La primera tarea de las mujeres que no tienen quien les sirva es amasar el pan, que se lleva a cocer a un horno público. Un mozo de la tahona reparte luego por las casas los panes recién hechos, grandes hogazas olorosas dispuestas en una tabla que sostiene sobre su cabeza, y que dejarán por donde pase el rastro de su aroma caliente. A media mañana el hombre regresa del zoco con la compra, o se la hace traer a un esportillero a cambio de unas monedas. La comida de mediodía es muy frugal, sobre todo en verano: pan, ensalada de lechuga, aceitunas, queso. Desde abril hasta octubre se prodigan en la mesa los frutos de las huertas de al-Andalus cuya sabrosa variedad admiran los viajeros de Oriente, las alcachofas, las berenjenas, el melón, las ciruelas, los melocotones, las sandías, las granadas, los membrillos, las manzanas y las cerezas de Granada, las naranjas, los limones y los plátanos de Almuñécar, las uvas y los higos de Málaga. En casa de los pobres, la carne sólo se comía en las grandes fiestas, como la de los Sacrificios, cuando cada padre de familia adquiría un cordero, aunque le costase quebrantos y deudas: el resto del año, como en la Europa cristiana, la alimentación común era el pan y las sopas de harina, la harisa , una papilla de trigo cocido con grasa a la que a veces se añadía un poco de carne picada, y también los purés de lentejas, de habas de garbanzos, las sopas de levadura y de hierbas, hinojo, ajo, alcarabea. El vino, prohibido por el Corán, no faltaba en las mesas de Córdoba. En el arrabal de la Saqunda, junto al puente, hubo una famosa bodega regentada por taberneros mozárabes, pero no eran sólo cristianos los que acudían a ella, para escándalo de los severos alfaquíes. De al-Hakam I dicen que era tan dado a la bebida como poco adicto a las costumbres piadosas, y en la mezquita mayor, durante la oración de los viernes, se levantaban voces anónimas que le gritaban: «¡Borracho, ven a rezar!».

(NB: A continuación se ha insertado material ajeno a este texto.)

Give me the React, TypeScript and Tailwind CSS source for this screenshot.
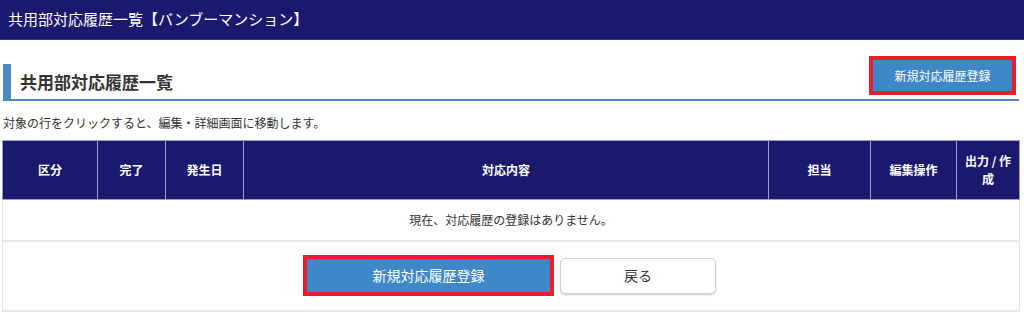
import React from "react";

const font = { fontFamily: '"Noto Sans CJK JP", "Noto Sans", sans-serif' };

export default function App() {
  const cols = [
    { label: "区分", w: 95 },
    { label: "完了", w: 68 },
    { label: "発生日", w: 78 },
    { label: "対応内容", w: 525 },
    { label: "担当", w: 102 },
    { label: "編集操作", w: 86 },
    { label: "出力 / 作成", w: 63 },
  ];
  return (
    <div className="w-[1024px] h-[329px] bg-white text-[#333]" style={font}>
      <div className="h-[40px] bg-[#1b196e] border-b border-[#3a3a88] flex items-center px-[8px] text-white text-[15px]">
        共用部対応履歴一覧【バンブーマンション】
      </div>
      <div className="px-[3px] pr-[5px]">
        <div className="mt-[16px] flex items-end justify-between border-b-2 border-[#4d88c2]">
          <div className="h-[35px] border-l-[8px] border-[#4d88c2] pl-[9px] flex items-center text-[17px] font-bold text-[#333]">
            共用部対応履歴一覧
          </div>
          <div className="mb-[4px] mr-[3px] border-4 border-[#e81f2b]">
            <button className="w-[139px] h-[31px] bg-[#3f88c8] text-white text-[12px] flex items-center justify-center">
              新規対応履歴登録
            </button>
          </div>
        </div>
        <div className="mt-[13px] text-[12px] leading-[18px]">
          対象の行をクリックすると、編集・詳細画面に移動します。
        </div>
        <table className="mt-[8px] -ml-[1px] border-collapse table-fixed w-[1017px] border border-[#e3e3e3]">
          <colgroup>
            {cols.map((c) => (
              <col key={c.label} style={{ width: c.w }} />
            ))}
          </colgroup>
          <thead>
            <tr className="h-[59px] bg-[#1b196e]">
              {cols.map((c) => (
                <th
                  key={c.label}
                  className="border border-[#a09ec9] text-white text-[12px] font-bold leading-[18px] px-[4px]"
                >
                  {c.label}
                </th>
              ))}
            </tr>
          </thead>
          <tbody>
            <tr className="h-[41px]">
              <td colSpan={7} className="border-b-2 border-[#e8e8e8] text-center text-[12px]">
                現在、対応履歴の登録はありません。
              </td>
            </tr>
            <tr className="h-[70px]">
              <td colSpan={7} className="border-b-2 border-[#e8e8e8]">
                <div className="flex items-center justify-center gap-[6px] pr-[3px]">
                  <div className="border-4 border-[#e81f2b]">
                    <button className="w-[243px] h-[33px] bg-[#3f88c8] text-white text-[14px] flex items-center justify-center">
                      新規対応履歴登録
                    </button>
                  </div>
                  <button className="w-[156px] h-[36px] bg-white border border-[#d0d0d0] rounded-[5px] shadow-[0_1px_2px_rgba(0,0,0,0.2)] text-[14px] text-[#333] flex items-center justify-center">
                    戻る
                  </button>
                </div>
              </td>
            </tr>
          </tbody>
        </table>
      </div>
    </div>
  );
}
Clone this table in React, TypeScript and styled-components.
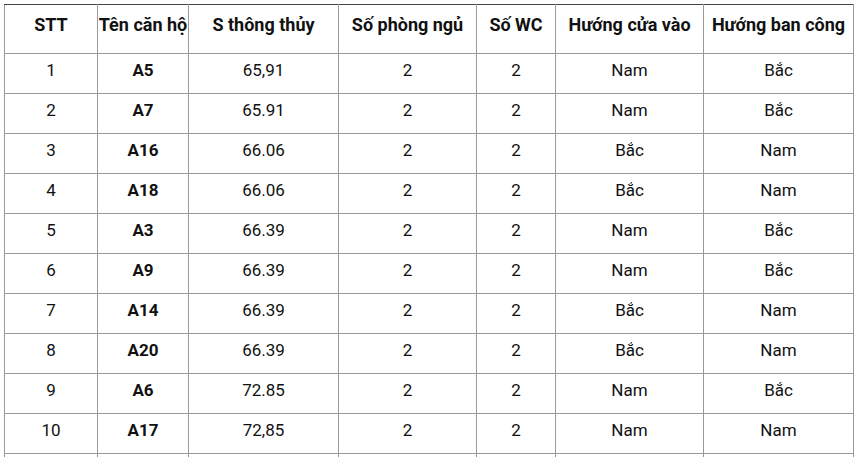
import React from "react";
import styled, { createGlobalStyle } from "styled-components";

const Global = createGlobalStyle`
  html, body { margin: 0; padding: 0; background: #fff; }
  body { font-family: Roboto, "Noto Sans", Arial, sans-serif; color: #111; }
`;

const Page = styled.div`
  padding: 4px 0 0 4px;
`;

const Table = styled.table`
  border-collapse: collapse;
  table-layout: fixed;
  width: 849px;
  border: 1px solid #444;
`;

const HeadCell = styled.th`
  height: 49px;
  padding: 0;
  border: 1px solid #999;
  border-top-color: #444;
  font-size: 18px;
  font-weight: 700;
  text-align: center;
  vertical-align: top;
  padding-top: 9px;
  box-sizing: border-box;
  white-space: nowrap;
`;

const Cell = styled.td<{ $bold?: boolean }>`
  height: 40px;
  padding: 0 0 8px;
  border: 1px solid #999;
  font-size: 17px;
  font-weight: ${(p) => (p.$bold ? 700 : 400)};
  color: #111;
  text-align: center;
  vertical-align: middle;
  box-sizing: border-box;
  white-space: nowrap;
`;

const widths = [93, 91, 150, 138, 79, 148, 150];
const headers = [
  "STT",
  "Tên căn hộ",
  "S thông thủy",
  "Số phòng ngủ",
  "Số WC",
  "Hướng cửa vào",
  "Hướng ban công",
];

type Row = [string, string, string, string, string, string, string];
const rows: Row[] = [
  ["1", "A5", "65,91", "2", "2", "Nam", "Bắc"],
  ["2", "A7", "65.91", "2", "2", "Nam", "Bắc"],
  ["3", "A16", "66.06", "2", "2", "Bắc", "Nam"],
  ["4", "A18", "66.06", "2", "2", "Bắc", "Nam"],
  ["5", "A3", "66.39", "2", "2", "Nam", "Bắc"],
  ["6", "A9", "66.39", "2", "2", "Nam", "Bắc"],
  ["7", "A14", "66.39", "2", "2", "Bắc", "Nam"],
  ["8", "A20", "66.39", "2", "2", "Bắc", "Nam"],
  ["9", "A6", "72.85", "2", "2", "Nam", "Bắc"],
  ["10", "A17", "72,85", "2", "2", "Nam", "Nam"],
  ["", "", "", "", "", "", ""],
];

export default function App() {
  return (
    <Page>
      <Global />
      <Table>
        <colgroup>
          {widths.map((w, i) => (
            <col key={i} style={{ width: w }} />
          ))}
        </colgroup>
        <thead>
          <tr>
            {headers.map((h) => (
              <HeadCell key={h}>{h}</HeadCell>
            ))}
          </tr>
        </thead>
        <tbody>
          {rows.map((r, ri) => (
            <tr key={ri}>
              {r.map((v, i) => (
                <Cell key={i} $bold={i === 1}>
                  {v}
                </Cell>
              ))}
            </tr>
          ))}
        </tbody>
      </Table>
    </Page>
  );
}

La casa era el reino secreto de las mujeres, de las voces que hablaban en voz baja, una claustrofobia de paredes cerradas y de gestos y pasos amortiguados por el silencio, el centro mismo del mundo y el retiro absoluto. Sólo en ella se hacía visible la palidez de los rostros sin velo, lo que nadie podía mirar, lo que ni siquiera nos está permitido que adivinemos. Mujeres que hilan o amasan el pan, que suben a las azoteas para contemplar un largo paisaje de alminares y tejados, de palmeras solas y montañas azules. Mujeres sentadas al fondo de habitaciones umbrías, escuchando una ciudad tan lejana como el ruido del mar. Algunas veces sus amantes, para enviarles una carta -dice Ibn Hazm-, usan palomas mensajeras. El corazón de Córdoba es una cámara sellada: el vaticinio de las estancias umbrosas que según el Corán gozan en la otra vida los creyentes. Con orgullo, con una irreverencia que afirma el gusto soberano de vivir en el mundo, Ibn Jafaya escribió:

No existe el jardín del Paraíso sino en vuestras moradas.
Si yo tuviera que elegir, con éste me quedaría.
No penséis que mañana entraréis en el fuego eterno:
no se entra en el Infierno tras vivir en el Paraíso.